WRITTEN INSTRUCTION
Once the pictures are set aside, transcribe the remaining data exactly.
Start of AVAILABLE DATA
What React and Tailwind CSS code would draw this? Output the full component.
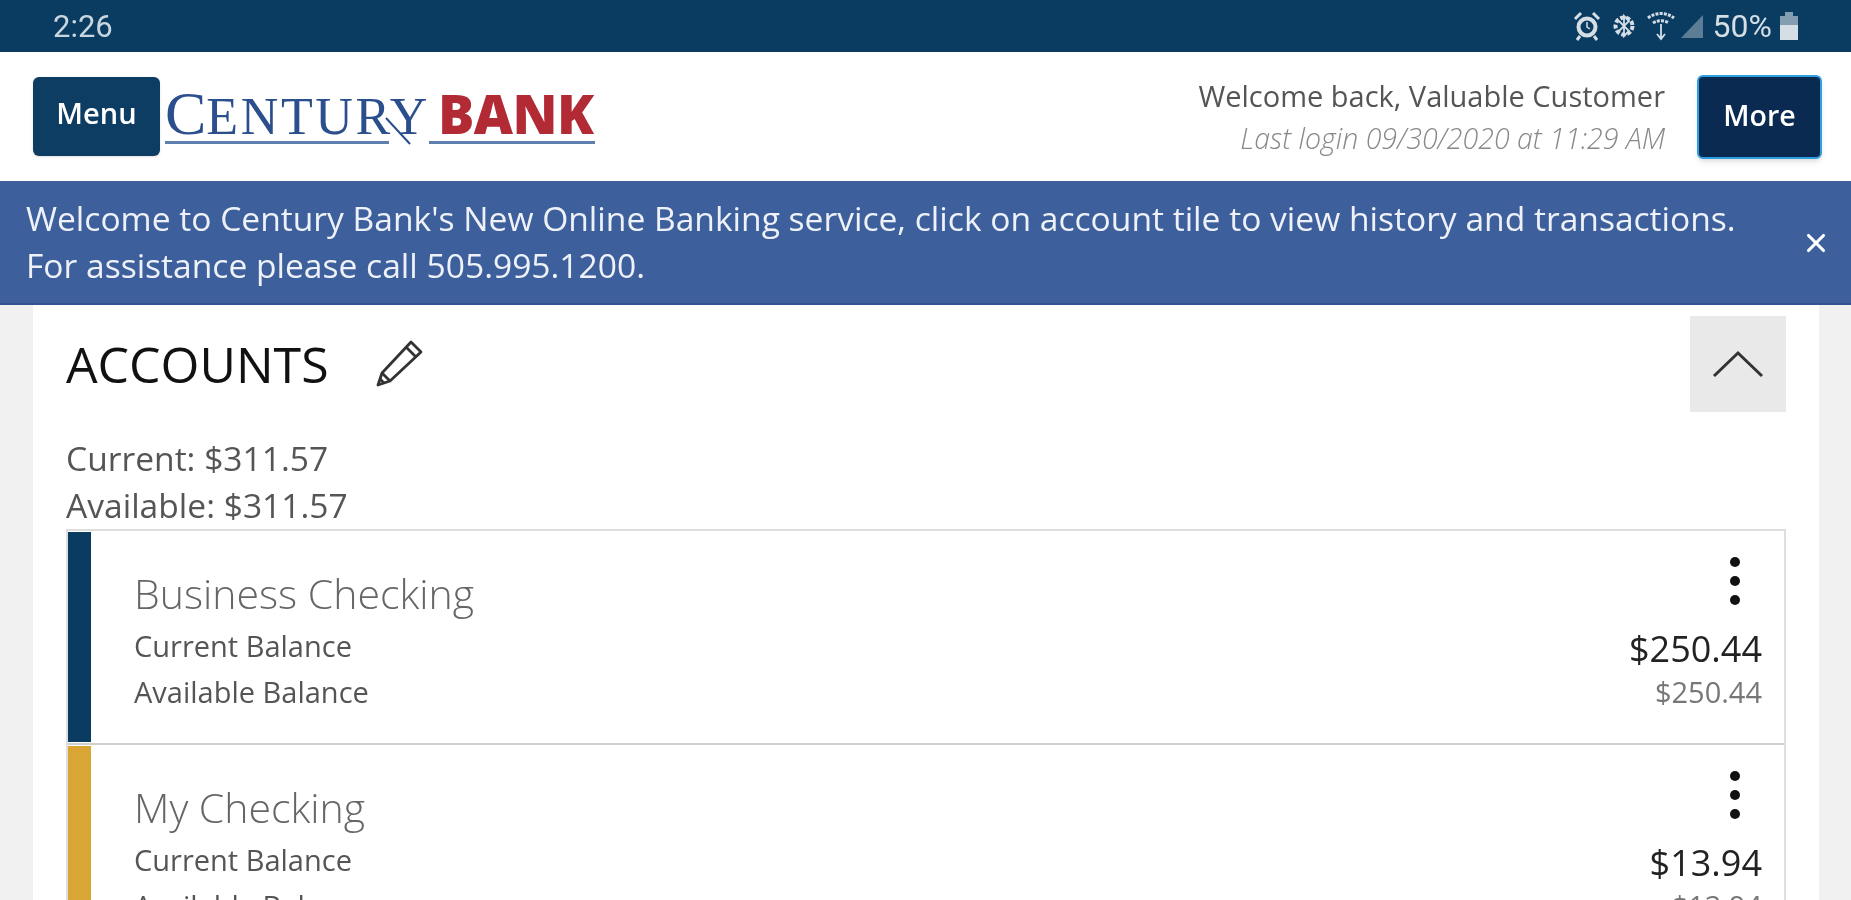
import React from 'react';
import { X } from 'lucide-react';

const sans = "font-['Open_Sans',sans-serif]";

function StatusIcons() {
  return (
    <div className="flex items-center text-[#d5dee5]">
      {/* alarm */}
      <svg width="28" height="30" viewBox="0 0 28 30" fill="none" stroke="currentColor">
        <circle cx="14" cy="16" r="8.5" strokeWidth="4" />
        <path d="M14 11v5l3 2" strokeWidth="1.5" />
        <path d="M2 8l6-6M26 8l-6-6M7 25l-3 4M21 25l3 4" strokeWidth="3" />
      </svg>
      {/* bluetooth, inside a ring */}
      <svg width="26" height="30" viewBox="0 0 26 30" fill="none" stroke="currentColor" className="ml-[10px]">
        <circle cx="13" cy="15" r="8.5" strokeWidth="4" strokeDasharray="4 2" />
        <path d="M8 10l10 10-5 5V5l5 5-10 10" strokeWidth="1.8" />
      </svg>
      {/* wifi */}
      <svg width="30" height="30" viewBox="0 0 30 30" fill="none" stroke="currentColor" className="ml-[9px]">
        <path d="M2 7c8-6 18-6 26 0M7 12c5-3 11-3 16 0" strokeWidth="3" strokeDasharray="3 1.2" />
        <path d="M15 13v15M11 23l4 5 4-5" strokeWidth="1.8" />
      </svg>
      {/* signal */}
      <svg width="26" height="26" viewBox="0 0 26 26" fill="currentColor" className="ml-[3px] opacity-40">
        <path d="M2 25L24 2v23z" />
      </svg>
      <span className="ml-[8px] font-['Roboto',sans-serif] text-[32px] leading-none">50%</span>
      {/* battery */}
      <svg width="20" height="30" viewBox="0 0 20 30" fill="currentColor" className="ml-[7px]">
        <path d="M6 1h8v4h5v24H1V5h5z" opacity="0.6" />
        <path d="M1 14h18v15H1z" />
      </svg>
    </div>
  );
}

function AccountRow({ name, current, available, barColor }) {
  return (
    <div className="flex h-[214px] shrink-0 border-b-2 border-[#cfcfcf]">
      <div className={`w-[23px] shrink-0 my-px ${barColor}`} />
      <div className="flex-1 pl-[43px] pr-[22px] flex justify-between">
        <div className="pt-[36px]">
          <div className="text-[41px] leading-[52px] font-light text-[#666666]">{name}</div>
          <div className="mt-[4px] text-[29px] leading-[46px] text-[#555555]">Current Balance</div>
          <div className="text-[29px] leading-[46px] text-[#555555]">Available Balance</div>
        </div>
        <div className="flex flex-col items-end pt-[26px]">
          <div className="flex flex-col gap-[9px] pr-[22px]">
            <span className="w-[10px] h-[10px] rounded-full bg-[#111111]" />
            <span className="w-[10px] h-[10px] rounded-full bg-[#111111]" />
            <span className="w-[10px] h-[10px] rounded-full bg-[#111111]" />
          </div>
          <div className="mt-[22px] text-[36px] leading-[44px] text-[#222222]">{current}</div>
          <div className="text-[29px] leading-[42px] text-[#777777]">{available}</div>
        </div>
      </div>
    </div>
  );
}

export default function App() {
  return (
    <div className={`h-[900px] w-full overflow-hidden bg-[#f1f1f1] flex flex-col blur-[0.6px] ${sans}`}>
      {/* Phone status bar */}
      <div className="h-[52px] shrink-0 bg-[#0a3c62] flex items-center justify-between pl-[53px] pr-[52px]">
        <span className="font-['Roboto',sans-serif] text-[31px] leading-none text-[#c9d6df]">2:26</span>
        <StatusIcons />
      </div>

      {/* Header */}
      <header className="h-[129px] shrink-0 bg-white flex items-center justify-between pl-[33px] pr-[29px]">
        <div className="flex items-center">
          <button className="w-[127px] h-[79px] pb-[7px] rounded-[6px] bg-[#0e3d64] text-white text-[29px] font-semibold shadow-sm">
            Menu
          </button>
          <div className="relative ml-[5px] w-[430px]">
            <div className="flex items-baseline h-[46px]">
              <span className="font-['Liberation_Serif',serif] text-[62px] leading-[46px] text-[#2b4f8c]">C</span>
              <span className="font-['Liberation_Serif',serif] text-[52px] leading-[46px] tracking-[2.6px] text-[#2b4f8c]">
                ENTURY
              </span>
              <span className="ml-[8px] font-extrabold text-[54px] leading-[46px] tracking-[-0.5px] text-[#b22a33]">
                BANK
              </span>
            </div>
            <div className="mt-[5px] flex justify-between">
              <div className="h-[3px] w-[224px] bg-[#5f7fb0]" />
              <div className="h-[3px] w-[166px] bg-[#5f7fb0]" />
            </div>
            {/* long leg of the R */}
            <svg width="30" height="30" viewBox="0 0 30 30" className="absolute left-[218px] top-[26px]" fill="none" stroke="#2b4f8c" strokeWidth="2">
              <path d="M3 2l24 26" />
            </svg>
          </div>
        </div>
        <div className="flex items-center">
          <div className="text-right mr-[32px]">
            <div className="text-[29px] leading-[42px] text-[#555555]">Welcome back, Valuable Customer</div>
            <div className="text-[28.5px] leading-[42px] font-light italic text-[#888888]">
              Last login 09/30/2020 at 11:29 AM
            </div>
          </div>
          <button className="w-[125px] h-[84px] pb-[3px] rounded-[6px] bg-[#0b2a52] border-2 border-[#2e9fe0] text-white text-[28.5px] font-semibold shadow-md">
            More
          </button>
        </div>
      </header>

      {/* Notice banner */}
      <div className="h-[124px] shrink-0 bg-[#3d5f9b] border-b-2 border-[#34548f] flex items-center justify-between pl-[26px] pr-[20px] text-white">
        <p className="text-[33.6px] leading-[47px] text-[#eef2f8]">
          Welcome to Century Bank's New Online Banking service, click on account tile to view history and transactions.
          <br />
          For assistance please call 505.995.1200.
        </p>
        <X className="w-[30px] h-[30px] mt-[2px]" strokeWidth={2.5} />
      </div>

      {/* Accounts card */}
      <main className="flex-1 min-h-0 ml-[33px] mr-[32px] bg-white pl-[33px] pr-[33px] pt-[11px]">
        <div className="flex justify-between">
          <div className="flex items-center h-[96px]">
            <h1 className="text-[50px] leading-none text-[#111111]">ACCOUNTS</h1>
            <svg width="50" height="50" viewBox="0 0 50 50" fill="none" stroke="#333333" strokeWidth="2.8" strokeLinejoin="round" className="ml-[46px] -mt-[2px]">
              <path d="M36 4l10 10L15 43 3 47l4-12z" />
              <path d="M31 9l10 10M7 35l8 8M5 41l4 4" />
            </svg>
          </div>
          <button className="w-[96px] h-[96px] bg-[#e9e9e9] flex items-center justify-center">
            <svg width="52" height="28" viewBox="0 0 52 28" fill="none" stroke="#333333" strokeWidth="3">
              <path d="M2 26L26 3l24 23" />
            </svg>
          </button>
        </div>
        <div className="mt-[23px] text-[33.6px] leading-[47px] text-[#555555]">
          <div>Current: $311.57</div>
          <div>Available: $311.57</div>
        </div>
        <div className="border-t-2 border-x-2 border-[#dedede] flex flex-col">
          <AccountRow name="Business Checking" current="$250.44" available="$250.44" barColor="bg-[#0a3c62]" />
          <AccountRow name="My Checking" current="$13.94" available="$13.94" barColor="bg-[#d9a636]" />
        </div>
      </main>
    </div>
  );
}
End of AVAILABLE DATA
CORRECT OUTPUT
What React and Tailwind CSS code would draw this? Output the full component.
import React from 'react';
import { X } from 'lucide-react';

const sans = "font-['Open_Sans',sans-serif]";

function StatusIcons() {
  return (
    <div className="flex items-center text-[#d5dee5]">
      {/* alarm */}
      <svg width="28" height="30" viewBox="0 0 28 30" fill="none" stroke="currentColor">
        <circle cx="14" cy="16" r="8.5" strokeWidth="4" />
        <path d="M14 11v5l3 2" strokeWidth="1.5" />
        <path d="M2 8l6-6M26 8l-6-6M7 25l-3 4M21 25l3 4" strokeWidth="3" />
      </svg>
      {/* bluetooth, inside a ring */}
      <svg width="26" height="30" viewBox="0 0 26 30" fill="none" stroke="currentColor" className="ml-[10px]">
        <circle cx="13" cy="15" r="8.5" strokeWidth="4" strokeDasharray="4 2" />
        <path d="M8 10l10 10-5 5V5l5 5-10 10" strokeWidth="1.8" />
      </svg>
      {/* wifi */}
      <svg width="30" height="30" viewBox="0 0 30 30" fill="none" stroke="currentColor" className="ml-[9px]">
        <path d="M2 7c8-6 18-6 26 0M7 12c5-3 11-3 16 0" strokeWidth="3" strokeDasharray="3 1.2" />
        <path d="M15 13v15M11 23l4 5 4-5" strokeWidth="1.8" />
      </svg>
      {/* signal */}
      <svg width="26" height="26" viewBox="0 0 26 26" fill="currentColor" className="ml-[3px] opacity-40">
        <path d="M2 25L24 2v23z" />
      </svg>
      <span className="ml-[8px] font-['Roboto',sans-serif] text-[32px] leading-none">50%</span>
      {/* battery */}
      <svg width="20" height="30" viewBox="0 0 20 30" fill="currentColor" className="ml-[7px]">
        <path d="M6 1h8v4h5v24H1V5h5z" opacity="0.6" />
        <path d="M1 14h18v15H1z" />
      </svg>
    </div>
  );
}

function AccountRow({ name, current, available, barColor }) {
  return (
    <div className="flex h-[214px] shrink-0 border-b-2 border-[#cfcfcf]">
      <div className={`w-[23px] shrink-0 my-px ${barColor}`} />
      <div className="flex-1 pl-[43px] pr-[22px] flex justify-between">
        <div className="pt-[36px]">
          <div className="text-[41px] leading-[52px] font-light text-[#666666]">{name}</div>
          <div className="mt-[4px] text-[29px] leading-[46px] text-[#555555]">Current Balance</div>
          <div className="text-[29px] leading-[46px] text-[#555555]">Available Balance</div>
        </div>
        <div className="flex flex-col items-end pt-[26px]">
          <div className="flex flex-col gap-[9px] pr-[22px]">
            <span className="w-[10px] h-[10px] rounded-full bg-[#111111]" />
            <span className="w-[10px] h-[10px] rounded-full bg-[#111111]" />
            <span className="w-[10px] h-[10px] rounded-full bg-[#111111]" />
          </div>
          <div className="mt-[22px] text-[36px] leading-[44px] text-[#222222]">{current}</div>
          <div className="text-[29px] leading-[42px] text-[#777777]">{available}</div>
        </div>
      </div>
    </div>
  );
}

export default function App() {
  return (
    <div className={`h-[900px] w-full overflow-hidden bg-[#f1f1f1] flex flex-col blur-[0.6px] ${sans}`}>
      {/* Phone status bar */}
      <div className="h-[52px] shrink-0 bg-[#0a3c62] flex items-center justify-between pl-[53px] pr-[52px]">
        <span className="font-['Roboto',sans-serif] text-[31px] leading-none text-[#c9d6df]">2:26</span>
        <StatusIcons />
      </div>

      {/* Header */}
      <header className="h-[129px] shrink-0 bg-white flex items-center justify-between pl-[33px] pr-[29px]">
        <div className="flex items-center">
          <button className="w-[127px] h-[79px] pb-[7px] rounded-[6px] bg-[#0e3d64] text-white text-[29px] font-semibold shadow-sm">
            Menu
          </button>
          <div className="relative ml-[5px] w-[430px]">
            <div className="flex items-baseline h-[46px]">
              <span className="font-['Liberation_Serif',serif] text-[62px] leading-[46px] text-[#2b4f8c]">C</span>
              <span className="font-['Liberation_Serif',serif] text-[52px] leading-[46px] tracking-[2.6px] text-[#2b4f8c]">
                ENTURY
              </span>
              <span className="ml-[8px] font-extrabold text-[54px] leading-[46px] tracking-[-0.5px] text-[#b22a33]">
                BANK
              </span>
            </div>
            <div className="mt-[5px] flex justify-between">
              <div className="h-[3px] w-[224px] bg-[#5f7fb0]" />
              <div className="h-[3px] w-[166px] bg-[#5f7fb0]" />
            </div>
            {/* long leg of the R */}
            <svg width="30" height="30" viewBox="0 0 30 30" className="absolute left-[218px] top-[26px]" fill="none" stroke="#2b4f8c" strokeWidth="2">
              <path d="M3 2l24 26" />
            </svg>
          </div>
        </div>
        <div className="flex items-center">
          <div className="text-right mr-[32px]">
            <div className="text-[29px] leading-[42px] text-[#555555]">Welcome back, Valuable Customer</div>
            <div className="text-[28.5px] leading-[42px] font-light italic text-[#888888]">
              Last login 09/30/2020 at 11:29 AM
            </div>
          </div>
          <button className="w-[125px] h-[84px] pb-[3px] rounded-[6px] bg-[#0b2a52] border-2 border-[#2e9fe0] text-white text-[28.5px] font-semibold shadow-md">
            More
          </button>
        </div>
      </header>

      {/* Notice banner */}
      <div className="h-[124px] shrink-0 bg-[#3d5f9b] border-b-2 border-[#34548f] flex items-center justify-between pl-[26px] pr-[20px] text-white">
        <p className="text-[33.6px] leading-[47px] text-[#eef2f8]">
          Welcome to Century Bank's New Online Banking service, click on account tile to view history and transactions.
          <br />
          For assistance please call 505.995.1200.
        </p>
        <X className="w-[30px] h-[30px] mt-[2px]" strokeWidth={2.5} />
      </div>

      {/* Accounts card */}
      <main className="flex-1 min-h-0 ml-[33px] mr-[32px] bg-white pl-[33px] pr-[33px] pt-[11px]">
        <div className="flex justify-between">
          <div className="flex items-center h-[96px]">
            <h1 className="text-[50px] leading-none text-[#111111]">ACCOUNTS</h1>
            <svg width="50" height="50" viewBox="0 0 50 50" fill="none" stroke="#333333" strokeWidth="2.8" strokeLinejoin="round" className="ml-[46px] -mt-[2px]">
              <path d="M36 4l10 10L15 43 3 47l4-12z" />
              <path d="M31 9l10 10M7 35l8 8M5 41l4 4" />
            </svg>
          </div>
          <button className="w-[96px] h-[96px] bg-[#e9e9e9] flex items-center justify-center">
            <svg width="52" height="28" viewBox="0 0 52 28" fill="none" stroke="#333333" strokeWidth="3">
              <path d="M2 26L26 3l24 23" />
            </svg>
          </button>
        </div>
        <div className="mt-[23px] text-[33.6px] leading-[47px] text-[#555555]">
          <div>Current: $311.57</div>
          <div>Available: $311.57</div>
        </div>
        <div className="border-t-2 border-x-2 border-[#dedede] flex flex-col">
          <AccountRow name="Business Checking" current="$250.44" available="$250.44" barColor="bg-[#0a3c62]" />
          <AccountRow name="My Checking" current="$13.94" available="$13.94" barColor="bg-[#d9a636]" />
        </div>
      </main>
    </div>
  );
}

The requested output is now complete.